Indonesia's Ministry of Communication and Digital Affairs did not respond to a request for comment on whether the Prabowo contract was a factor in the decision to block the platform.

South Korea opened a formal regulatory review the same day, with the Korea Communications Standards Commission examining whether Polymarket constitutes illegal gambling. The review centres on several contracts tied to the country's June local elections that are currently live on the platform.

Taiwan was the first in the region to act, blocking access in December 2023 after users began wagering on the outcome of the January 2024 presidential election. A user who placed bets on presidential and legislative outcomes was subsequently charged, fined and given deferred prosecution. The political trigger was unambiguous: under Taiwanese law, betting on political events is explicitly prohibited. 

Gambling laws, crypto bans

For other governments in the region, the objection is broader. Singapore's Gambling Regulatory Authority ordered local internet service providers to block access in January 2025, treating Polymarket as one of many unlicenced offshore betting platforms, regardless of what it was taking bets on. 

Thailand's cybercrime investigation bureau followed suit the same week, framing the ban around cryptocurrency-based gambling rather than the content of specific contracts. Both countries now appear on Polymarket's geographic restrictions list as "close-only": existing positions can be wound down, but no new trades are permitted.

The pressure extends beyond Asia. Ella Seijsener, director of the Netherlands' gambling authority KSA, said prediction markets "offer bets that are not permitted in our market under any circumstances, not even by licence holders", after the regulator imposed a penalty order on Polymarket in February. 

In April, Brazil's Finance Ministry directed the telecom regulator, Anatel, to shut down 27 prediction market platforms, including Polymarket. Officials concluded that contracts on sports, politics and cultural outcomes were not covered by the country's betting framework.

China slips, Japan lobbies

China is a different case entirely. Polymarket is inaccessible there not because of any platform-specific action, but as a by-product of the country's broader internet controls and crypto restrictions. 

Yet Chinese users have continued to access the platform via VPNs, and Polymarket has been courting them, hiring Mandarin-speaking staff and listing China-focused contracts, including a market on which robot brands would appear at the 2026 Spring Festival Gala, which recorded around $74,000 in trading volume. Trading volume from Asia-based users runs in the "hundreds of millions" of dollars a month, Justin Yang, who leads Polymarket's go-to-market strategy in Asia, told Rest of World in March.

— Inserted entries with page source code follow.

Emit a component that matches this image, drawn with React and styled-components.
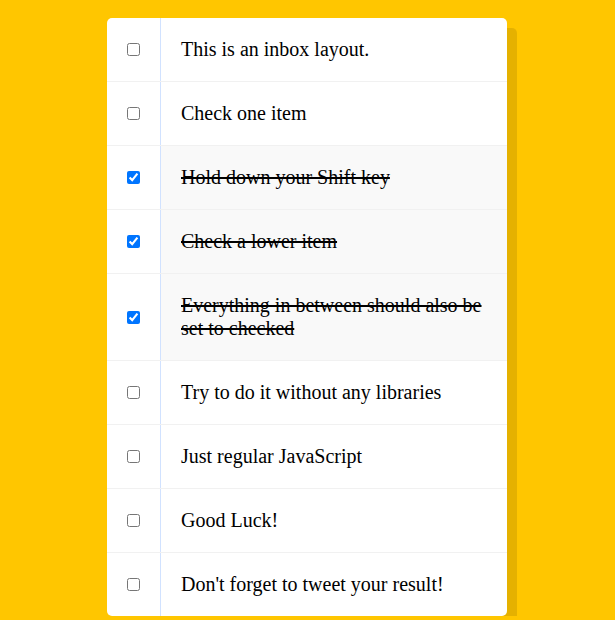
import React, { useState, useRef } from "react";
import styled, { createGlobalStyle } from "styled-components";

const Global = createGlobalStyle`
  html {
    background: #ffc600;
    font-family: "Liberation Sans", sans-serif;
  }
  body {
    margin: 0;
    padding-right: 1px;
  }
`;

const Inbox = styled.div`
  max-width: 400px;
  margin: 18px auto 0;
  background: #ffffff;
  border-radius: 5px;
  box-shadow: 10px 10px 0 rgba(0, 0, 0, 0.1);
`;

const Item = styled.label`
  display: flex;
  align-items: center;
  border-bottom: 1px solid #f1f1f1;
  &:last-child {
    border-bottom: 0;
  }
`;

const Check = styled.input`
  margin: 20px;
  width: 13px;
  height: 13px;
  flex: none;
`;

const Text = styled.p`
  margin: 0;
  padding: 20px;
  flex: 1;
  font-family: "Liberation Serif", "Times New Roman", serif;
  font-size: 20px;
  font-weight: 200;
  line-height: normal;
  color: #000;
  border-left: 1px solid #d1e2ff;
  background: ${(p) => (p.$checked ? "#f9f9f9" : "transparent")};
  text-decoration: ${(p) => (p.$checked ? "line-through" : "none")};
  transition: background 0.2s;
`;

const items = [
  "This is an inbox layout.",
  "Check one item",
  "Hold down your Shift key",
  "Check a lower item",
  "Everything in between should also be set to checked",
  "Try to do it without any libraries",
  "Just regular JavaScript",
  "Good Luck!",
  "Don't forget to tweet your result!",
];

export default function App() {
  const [checked, setChecked] = useState(items.map((_, i) => i >= 2 && i <= 4));
  const last = useRef(null);

  const onClick = (i, e) => {
    const value = !checked[i];
    const next = [...checked];
    if (e.shiftKey && value && last.current !== null) {
      const [a, b] = [Math.min(last.current, i), Math.max(last.current, i)];
      for (let k = a; k <= b; k++) next[k] = true;
    } else {
      next[i] = value;
    }
    last.current = i;
    setChecked(next);
  };

  return (
    <>
      <Global />
      <Inbox>
        {items.map((t, i) => (
          <Item key={i}>
            <Check
              type="checkbox"
              checked={checked[i]}
              onChange={() => {}}
              onClick={(e) => onClick(i, e)}
            />
            <Text $checked={checked[i]}>{t}</Text>
          </Item>
        ))}
      </Inbox>
    </>
  );
}
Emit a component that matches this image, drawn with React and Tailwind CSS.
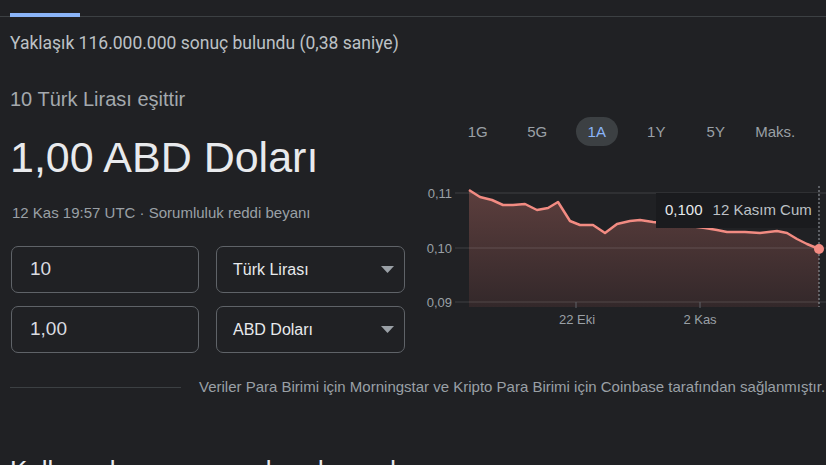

Japan stands apart from all of them. As Sandmark previously reported, Polymarket has named a local representative and is lobbying for regulatory approval by 2030, viewing the country as a large untapped opportunity. 

Prediction markets currently occupy an undefined legal status in Japan, where they are neither licenced nor explicitly prohibited. Allowing them to operate at scale would likely require lawmakers to create a new regulatory category or amend existing legislation. Polymarket's lobbying push will likely focus on persuading the Financial Services Agency to treat prediction contracts as financial derivatives subject to regulation, rather than as gambling. If that argument lands, it could become a template for the rest of the region.